Training aims to normalise STI tests
Aboriginal Health Workers around the State are being trained to carry out testing for sexually transmitted infections, in a bid to increase testing rates among Aboriginal people.
The Aboriginal Health Council of WA initially ran the pilot program The Birds and BBVs in Albany in May last year and, since then, 49 people have participated in the training. The twoday training course has been held in Broome, Kalgoorlie, Bunbury, Roebourne and Perth.
AHCWA chairwoman Michelle Nelson-Cox said rates of STIs and blood borne viruses were far higher among Aboriginal people.
“Aboriginal people are five times more likely to have chlamydia, 14 times more at risk of gonorrhea, six times more likely to contract syphilis and 10 times more at risk of Hepatitis C,” she said. “We’re seeking to normalise testing by making it a routine part of a visit to an Aboriginal Community Controlled Health Service.”

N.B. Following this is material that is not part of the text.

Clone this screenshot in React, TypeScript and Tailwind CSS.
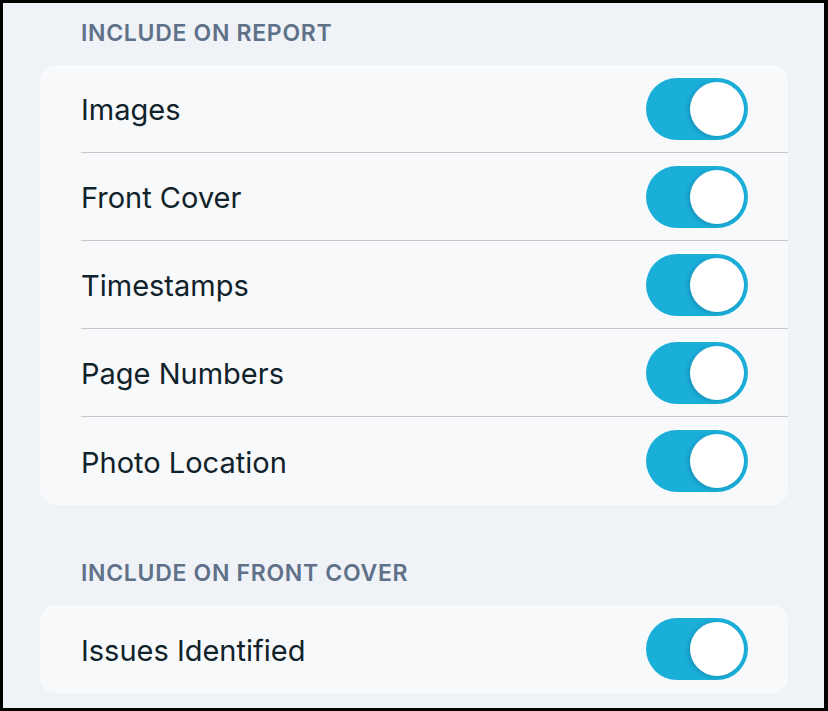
const reportItems = ["Images", "Front Cover", "Timestamps", "Page Numbers", "Photo Location"]
const coverItems = ["Issues Identified"]

function Toggle() {
  return (
    <div className="w-[102px] h-[62px] rounded-full bg-[#1aafd9] p-[4px] flex justify-end shrink-0">
      <div className="w-[54px] h-[54px] rounded-full bg-white shadow-[-2px_1px_4px_rgba(0,60,90,0.25)]" />
    </div>
  )
}

function Row({ label, last }: { label: string; last: boolean }) {
  return (
    <div className="pl-[41px]">
      <div
        className={`h-[88px] flex items-center justify-between pr-[40px] ${
          last ? "" : "border-b border-[#c8c9cc]"
        }`}
      >
        <span className="pt-[3px] text-[29px] text-[#10222a]">{label}</span>
        <Toggle />
      </div>
    </div>
  )
}

function Section({ title, items, top }: { title: string; items: string[]; top: string }) {
  return (
    <div>
      <div className={`${top} pb-[20px] pl-[41px] text-[23px] leading-[24px] font-semibold tracking-[0.03em] text-[#5f7189]`}>
        {title}
      </div>
      <div className="bg-[#f8f9fb] rounded-[16px]">
        {items.map((item, i) => (
          <Row key={item} label={item} last={i === items.length - 1} />
        ))}
      </div>
    </div>
  )
}

export default function App() {
  return (
    <div
      className="w-[828px] h-[711px] border-[3px] border-r-[4px] border-black bg-[#eff2f7] pl-[37px] pr-[36px] overflow-hidden"
      style={{ fontFamily: "Inter, 'Noto Sans', sans-serif" }}
    >
      <Section title="INCLUDE ON REPORT" items={reportItems} top="pt-[18px]" />
      <Section title="INCLUDE ON FRONT COVER" items={coverItems} top="pt-[56px]" />
    </div>
  )
}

Ms Nelson-Cox said she was hopeful the training would contribute to increasing the rate of STI testing among Aboriginal people.
AHCWA is working with Curtin University to evaluate the efficacy of the training program.
Recently trained Mawarnkarra Health Service workers Veronica Walshe, Cody Schlink, Adrianna Irvine-Stanes, Amorette Lockyer, Lorraine Taui and Estee Pinder.